Scripts to create and manage Solr collections used by (bulk) Expression Atlas

Primary LanguageShell

Bulk Expression Atlas Solr scripts

Scripts to create and version-manage Solr collections used by bulk Expression Atlas.

Environment variables

The following environment variables are used in all scripts. Default values are indicated in parentheses.

  • SOLR_HOST: host and port of the Solr server (localhost:8983)
  • SOLR_COLLECTION: name of the collection to create (bulk-analytics-v1)
  • SOLR_BASE_CONFIG: base configset to use for the collection (default)
  • SOLR_NUM_SHARDS: number of shards (1, recommended value 2)
  • SOLR_REPLICATION_FACTOR: replication factor (1)

Collection bulk-analytics

This collection is used by Expression Atlas to store data and metadata of all experiments.

To create the collection run the following two scripts:

./bin/create-bulk-analytics-collection.sh
./bin/create-bulk-analytics-schema.sh

The scripts delete any previous version of the collection, its fields and field types, so error messages are to be expected the first time the scripts are run.
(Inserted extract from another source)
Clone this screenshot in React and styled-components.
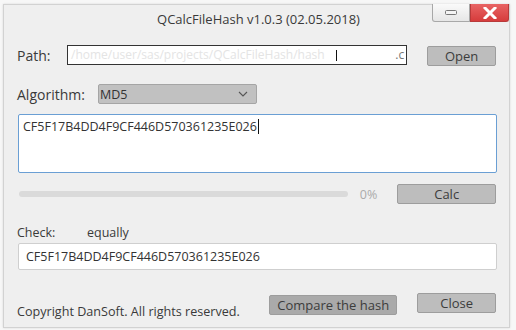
import React from "react";
import styled, { createGlobalStyle } from "styled-components";

const Global = createGlobalStyle`
  html, body { margin: 0; padding: 0; background: #f7f7f7; }
  body { font-family: "Open Sans", "Noto Sans", sans-serif; }
  #root { width: 516px; height: 330px; }
`;

const Page = styled.div`
  width: 516px;
  height: 330px;
  box-sizing: border-box;
  padding: 4px 6px 2px 3px;
`;

const Window = styled.div`
  width: 507px;
  height: 324px;
  box-sizing: border-box;
  background: #efefef;
  border: 1px solid #d2d2d2;
  box-shadow: 0 0 2px rgba(0,0,0,0.12);
  display: flex;
  flex-direction: column;
  color: #333;
  font-size: 12.5px;
`;

const TitleBar = styled.div`
  height: 29px;
  display: grid;
  grid-template-columns: 1fr auto 1fr;
  align-items: start;
`;

const Title = styled.div`
  grid-column: 2;
  font-size: 13px;
  line-height: 28px;
  color: #3a3a3a;
  padding-left: 4px;
`;

const Controls = styled.div`
  grid-column: 3;
  justify-self: end;
  display: flex;
  margin-top: -1px;
`;

const CtrlBtn = styled.div`
  width: ${p => p.$w}px;
  height: 18px;
  box-sizing: border-box;
  display: flex;
  align-items: center;
  justify-content: center;
  border: 1px solid ${p => (p.$close ? "#b83a3a" : "#a8a8a8")};
  border-top: none;
  background: ${p => (p.$close ? "linear-gradient(#e86464, #d63c3c)" : "linear-gradient(#fafafa, #e6e6e6)")};
  border-radius: ${p => (p.$close ? "0 0 3px 0" : "0 0 0 3px")};
`;

const Body = styled.div`
  display: flex;
  flex-direction: column;
  padding: 0 13px 0 13px;
`;

const Row = styled.div`
  display: flex;
  align-items: center;
  margin-top: ${p => p.$mt || 0}px;
`;

const Label = styled.span`
  font-size: ${p => p.$fs || 14}px;
  color: #3a3a3a;
  width: ${p => p.$w}px;
  flex-shrink: 0;
`;

const PathField = styled.div`
  width: 341px;
  height: 20px;
  box-sizing: border-box;
  border: 1px solid #333;
  background: #fff;
  position: relative;
  overflow: hidden;
  font-size: 12px;
  line-height: 18px;
  padding-left: 3px;
  color: #e4e4e4;
  white-space: nowrap;
`;

const Caret = styled.span`
  position: absolute;
  left: ${p => p.$x}px;
  top: ${p => p.$y}px;
  width: 1px;
  height: ${p => p.$h}px;
  background: #111;
`;

const PathTail = styled.span`
  position: absolute;
  right: 2px;
  top: 0;
  color: #777;
  font-size: 12px;
  line-height: 18px;
`;

const Button = styled.div`
  width: ${p => p.$w}px;
  height: 20px;
  box-sizing: border-box;
  border: 1px solid #9d9d9d;
  border-radius: 2px;
  background: ${p => (p.$dark ? "#aaaaaa" : "#bdbdbd")};
  display: flex;
  align-items: center;
  justify-content: center;
  font-size: 13px;
  color: #3c3c3c;
  margin-left: ${p => p.$ml || 0}px;
  margin-top: ${p => p.$mt || 0}px;
`;

const Combo = styled.div`
  width: 159px;
  height: 20px;
  box-sizing: border-box;
  border: 1px solid #a5a5a5;
  border-radius: 2px;
  background: #c1c1c1;
  display: flex;
  align-items: center;
  justify-content: space-between;
  padding: 0 8px 0 1px;
  font-size: 12.5px;
  color: #333;
`;

const TextArea = styled.div`
  margin-top: 10px;
  margin-left: 1px;
  width: 479px;
  height: 59px;
  box-sizing: border-box;
  border: 1px solid #6a9fd4;
  border-radius: 2px;
  background: #fff;
  padding: 3px 4px;
  font-size: 12.5px;
  line-height: 18px;
  color: #333;
`;

const InlineCaret = styled.span`
  display: inline-block;
  width: 1px;
  height: 15px;
  background: #111;
  vertical-align: -3px;
  margin-left: 1px;
`;

const Progress = styled.div`
  width: 330px;
  height: 6px;
  border-radius: 3px;
  background: #dadada;
  margin-left: 2px;
`;

const Percent = styled.span`
  color: #ababab;
  font-size: 12.5px;
  margin-left: 12px;
`;

const CheckRow = styled.div`
  display: flex;
  align-items: baseline;
  margin-top: 20px;
  font-size: 12.5px;
  color: #3a3a3a;
`;

const CheckField = styled.div`
  margin-top: 2px;
  margin-left: 1px;
  width: 479px;
  height: 27px;
  box-sizing: border-box;
  border: 1px solid #cfcfcf;
  border-radius: 2px;
  background: #fff;
  padding: 0 7px;
  display: flex;
  align-items: center;
  font-size: 12.5px;
  color: #333;
`;

const Footer = styled.div`
  display: flex;
  align-items: flex-start;
  margin-top: 23px;
`;

const Copyright = styled.span`
  font-size: 12.6px;
  color: #3a3a3a;
  margin-top: 10px;
  width: 252px;
  flex-shrink: 0;
`;

export default function App() {
  return (
    <>
      <Global />
      <Page>
        <Window>
          <TitleBar>
            <Title>QCalcFileHash v1.0.3 (02.05.2018)</Title>
            <Controls>
              <CtrlBtn $w={38}>
                <svg width="12" height="6" viewBox="0 0 12 6">
                  <rect x="0.5" y="0.5" width="11" height="4" rx="1" fill="#f4f4f4" stroke="#777" />
                </svg>
              </CtrlBtn>
              <CtrlBtn $w={39} $close>
                <svg width="14" height="12" viewBox="0 0 14 12">
                  <path d="M2 1 L12 11 M12 1 L2 11" stroke="#fff" strokeWidth="3" strokeLinecap="square" />
                </svg>
              </CtrlBtn>
            </Controls>
          </TitleBar>
          <Body>
            <Row $mt={10}>
              <Label $w={50}>Path:</Label>
              <PathField>
                /home/user/sas/projects/QCalcFileHash/hash
                <Caret $x={268} $y={4} $h={11} />
                <PathTail>.c</PathTail>
              </PathField>
              <Button $w={69} $ml={20} $mt={2}>Open</Button>
            </Row>
            <Row $mt={18}>
              <Label $w={81}>Algorithm:</Label>
              <Combo>
                <span>MD5</span>
                <svg width="10" height="6" viewBox="0 0 10 6">
                  <path d="M1 1 L5 5 L9 1" fill="none" stroke="#555" strokeWidth="1.1" />
                </svg>
              </Combo>
            </Row>
            <TextArea>
              CF5F17B4DD4F9CF446D570361235E026<InlineCaret />
            </TextArea>
            <Row $mt={11}>
              <Progress />
              <Percent>0%</Percent>
              <Button $w={99} $ml={20}>Calc</Button>
            </Row>
            <CheckRow>
              <Label $w={70} $fs={12.5}>Check:</Label>
              <span>equally</span>
            </CheckRow>
            <CheckField>CF5F17B4DD4F9CF446D570361235E026</CheckField>
            <Footer>
              <Copyright>Copyright DanSoft. All rights reserved.</Copyright>
              <Button $w={129} $dark $mt={2}>Compare the hash</Button>
              <Button $w={79} $ml={20}>Close</Button>
            </Footer>
          </Body>
        </Window>
      </Page>
    </>
  );
}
The collection is populated from the web app using these URLs:

  • /admin/analyticsIndex/buildIndex: imports the data of public experiments only. Use the URL /admin/analyticsIndex/buildIndex/status to follow the indexing progress.
  • /admin/experiments/{experiment-accession}/ANALYTICS_IMPORT: loads into the collection a single experiment. Use /admin/experiments/{experiment-accession}/LOG to track progress. Private experiments may be loaded using this endpoint.
  • /admin/experiments/{experiment-accession}/ANALYTICS_DELETE: removes data of a single experiment from the collection.